Budget 2017 makes lifelong learning for a changing job market more affordable

Budget 2017

Government of Canada to expand existing flexibilities within Employment Insurance to support adult learners and create a new organization for skills development

Budget 2017 is the next step in the Government’s long-term plan to create jobs and strengthen the middle class. Canada is home to a well-educated and highly skilled workforce, but as the demands of the workplace change, so too must the education and skills workers bring to their jobs. The changes in the economy—both here at home and around the world—present incredible opportunities for the middle class and those working hard to join it.

Today in Toronto, the Honourable Patty Hajdu, Minister of Employment, Workforce Development and Labour, announced Budget 2017 measures that will create opportunities for lifelong learning, so that the next job is also a better job.

Currently, unemployed workers taking self-funded training may become ineligible for Employment Insurance (EI) benefits if they are not available to accept work that becomes available. However, without EI benefits, many unemployed Canadians can’t afford to pay the bills and support their families while also pursuing the training they need to improve their skills and find new work.

Budget 2017 will help unemployed adults go back to school while remaining eligible for the EI benefits they need to support themselves and their families. This means greater security for Canadian families when they need help the most and more flexibility to find better jobs through a combination of job search and training while unemployed.

In a spirit of renewed collaboration with the provinces and territories, the Government of Canada is also working with its counterparts, as well as the private sector, educational institutions, and not-for-profits, on a new organization that will:

  • apply evidence to identify the skills sought and required by Canadian employers;
  • explore new and innovative approaches to skills development; and
  • share information and analysis to help inform future evidence-based skills investments and programming.

Details on this new organization will be determined in the coming months.

As part of Canada’s Innovation and Skills plan, Budget 2017 also proposes further measures encouraging lifelong learning by expanding eligibility for post-secondary supports and working with provinces and territories to reform Labour Market Transfer Agreements, which will ensure that more Canadians get the assistance they need to find and keep good jobs in the new economy, and build better lives for themselves and their families.

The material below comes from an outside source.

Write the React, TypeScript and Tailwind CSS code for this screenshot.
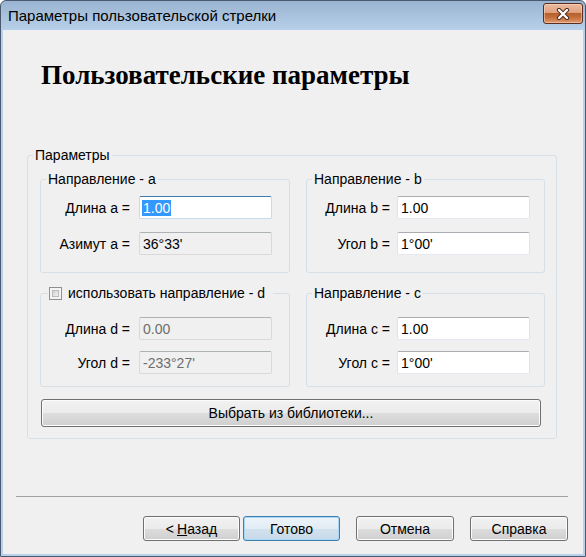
import React from 'react';

const ui = { fontFamily: '"Liberation Sans", Arial, sans-serif' };

function Field({ value, variant = 'normal', selected = false }: { value: string; variant?: 'normal' | 'readonly' | 'disabled' | 'focus'; selected?: boolean }) {
    const box =
        variant === 'focus'
            ? 'bg-white border-[#c5daed] border-t-[#3d7bad]'
            : variant === 'normal'
            ? 'bg-white border-[#e2e3ea] border-t-[#abadb3] border-b-[#e3e9ef]'
            : 'bg-[#f0f0f0] border-[#d9d9d9] border-t-[#adb2b5]';
    const txt = variant === 'disabled' ? 'text-[#6d6d6d]' : 'text-black';
    return (
        <div className={`h-[23px] w-[133px] border rounded-[2px] px-[2px] flex items-center text-[14px] leading-[16px] ${box} ${txt}`}>
            {selected ? <span className="bg-[#3399ff] text-white px-[1px]">{value}</span> : <span className="px-[1px]">{value}</span>}
        </div>
    );
}

function Group({ title, rows, wide, checkbox = false, second = false }: {
    title: string;
    rows: { label: string; value: string; variant?: 'normal' | 'readonly' | 'disabled' | 'focus'; selected?: boolean }[];
    wide: boolean;
    checkbox?: boolean;
    second?: boolean;
}) {
    return (
        <fieldset className={`border border-[#d5dfe5] rounded-[3px] ${wide ? 'w-[250px]' : 'w-[239px]'}`}>
            <legend className={`leading-[16px] flex items-center ${checkbox ? 'ml-[7px] pl-[1px] pr-[8px]' : 'ml-[5px] px-[2px]'}`}>
                {checkbox && (
                    <span className="w-[13px] h-[13px] border border-[#8f8f8f] bg-[#f4f4f4] mr-[6px] flex p-[2px]">
                        <span className="flex-1 border border-[#bcbcbc] bg-gradient-to-br from-[#cfcfcf] to-[#f4f4f4]" />
                    </span>
                )}
                {title}
            </legend>
            <div
                className={`grid ${wide ? 'grid-cols-[89px_133px] gap-x-[9px]' : 'grid-cols-[83px_133px] gap-x-[7px]'} items-center ${
                    second ? 'pt-[16px] pb-[12px] gap-y-[11px]' : 'pt-[9px] pb-[17px] gap-y-[13px]'
                }`}
            >
                {rows.map((r) => (
                    <React.Fragment key={r.label}>
                        <span className="text-right leading-[16px]">{r.label}</span>
                        <Field value={r.value} variant={r.variant} selected={r.selected} />
                    </React.Fragment>
                ))}
            </div>
        </fieldset>
    );
}

function WinButton({ children, primary = false, className = '' }: { children: React.ReactNode; primary?: boolean; className?: string }) {
    return (
        <button
            className={`rounded-[3px] border text-[14px] leading-[16px] text-black flex items-center justify-center ${
                primary
                    ? 'border-[#3c7fb1] bg-[linear-gradient(#edf4fa_0%,#e2ecf5_50%,#d2e1ed_51%,#c8d9e8_100%)] shadow-[inset_0_0_0_1px_#a8d8f6]'
                    : 'border-[#707070] bg-[linear-gradient(#f2f2f2_0%,#ebebeb_50%,#dddddd_51%,#cfcfcf_100%)] shadow-[inset_0_0_0_1px_#fcfcfc]'
            } ${className}`}
        >
            {children}
        </button>
    );
}

export default function App() {
    return (
        <div className="w-[586px] h-[557px] flex flex-col rounded-t-[6px] border border-[#4a5a6e] bg-[linear-gradient(#99b4d1_0px,#b9d1ea_30px,#b9d1ea_100%)]" style={ui}>
            {/* title bar */}
            <div className="h-[29px] flex items-center justify-between pl-[7px] pr-[2px] shrink-0">
                <span className="text-[15px] leading-[18px] text-black mt-[1px]">Параметры пользовательской стрелки</span>
                <div className="w-[40px] h-[21px] -mt-[4px] rounded-[3px] border border-[#5b2d20] bg-[linear-gradient(#ecbca3_0%,#e0a07e_45%,#b5602f_50%,#c46d3b_70%,#dd9d6e_100%)] shadow-[inset_0_0_0_1px_rgba(255,220,200,0.5)] flex items-center justify-center">
                    <svg width="14" height="12" viewBox="0 0 14 12">
                        <path d="M3 2 L11 10 M11 2 L3 10" stroke="#4a2418" strokeWidth="4.2" strokeLinecap="round" />
                        <path d="M3 2 L11 10 M11 2 L3 10" stroke="#ffffff" strokeWidth="2.4" strokeLinecap="round" />
                    </svg>
                </div>
            </div>

            {/* client area */}
            <div className="flex-1 mx-[2px] mb-[2px] bg-[#f0f0f0] flex flex-col text-[14px] text-black">
                <h1 className="mt-[30px] ml-[38px] text-[27px] leading-[30px] font-bold" style={{ fontFamily: '"Liberation Serif", "Times New Roman", serif' }}>
                    Пользовательские параметры
                </h1>

                <fieldset className="mt-[57px] ml-[24px] w-[530px] border border-[#d5dfe5] rounded-[3px]">
                    <legend className="ml-[5px] px-[2px] leading-[16px]">Параметры</legend>
                    <div className="pl-[12px] pr-[11px] pb-[11px]">
                        <div className="grid grid-cols-[250px_239px] gap-x-[16px] gap-y-[12px] pt-[8px]">
                            <Group
                                title="Направление - a"
                                wide
                                rows={[
                                    { label: 'Длина a =', value: '1.00', variant: 'focus', selected: true },
                                    { label: 'Азимут a =', value: '36°33\'', variant: 'readonly' },
                                ]}
                            />
                            <Group
                                title="Направление - b"
                                wide={false}
                                rows={[
                                    { label: 'Длина b =', value: '1.00' },
                                    { label: 'Угол b =', value: '1°00\'' },
                                ]}
                            />
                            <Group
                                title="использовать направление - d"
                                wide
                                checkbox
                                second
                                rows={[
                                    { label: 'Длина d =', value: '0.00', variant: 'disabled' },
                                    { label: 'Угол d =', value: '-233°27\'', variant: 'disabled' },
                                ]}
                            />
                            <Group
                                title="Направление - c"
                                wide={false}
                                second
                                rows={[
                                    { label: 'Длина c =', value: '1.00' },
                                    { label: 'Угол c =', value: '1°00\'' },
                                ]}
                            />
                        </div>
                        <WinButton className="mt-[12px] ml-[1px] w-[500px] h-[28px]">Выбрать из библиотеки...</WinButton>
                    </div>
                </fieldset>

                <div className="mt-[57px] ml-[13px] w-[552px] h-px bg-[#a0a0a0]" />

                <div className="mt-[19px] flex pl-[140px]">
                    <WinButton className="w-[97px] h-[25px]">
                        &lt; <span className="underline ml-[3px]">Н</span>азад
                    </WinButton>
                    <WinButton primary className="ml-[3px] w-[97px] h-[25px]">
                        Готово
                    </WinButton>
                    <WinButton className="ml-[16px] w-[98px] h-[25px]">Отмена</WinButton>
                    <WinButton className="ml-[16px] w-[98px] h-[25px]">Справка</WinButton>
                </div>
            </div>
        </div>
    );
}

“Budget 2017 continues our plan to strengthen the middle class—the heart of Canada’s economy. In a job market that’s changing fast, lifelong learning matters. That’s why we’re helping people of all ages develop the skills they’ll need to find and keep good, well-paying jobs.”
– The Honourable Patty Hajdu, Minister of Employment, Workforce Development and Labour

“The IUPAT and Canada’s Building Trades Unions congratulate the federal government on their announcement to provide $132.4 million over the next four years, and then subsequently, an additional $37.9 million thereafter to allow Canadians to pursue self-funded training. We applaud and support the new initiatives the Government is adopting to address skills gaps and support lifelong learning.”
– Robert Bronk, Executive Director, Ontario Industrial and Finishing Skills Centre

Quick Facts

  • Budget 2017 will help more unemployed adults by providing $132.4 million over four years and $37.9 million per year ongoing to expand flexibilities within the Employment Insurance (EI) program so that eligible claimants can pursue self-funded training and maintain their EI status.
  • The Budget also proposes $225 million over four years and $75 million per year ongoing to create a new organization to support skills development and measurement in Canada.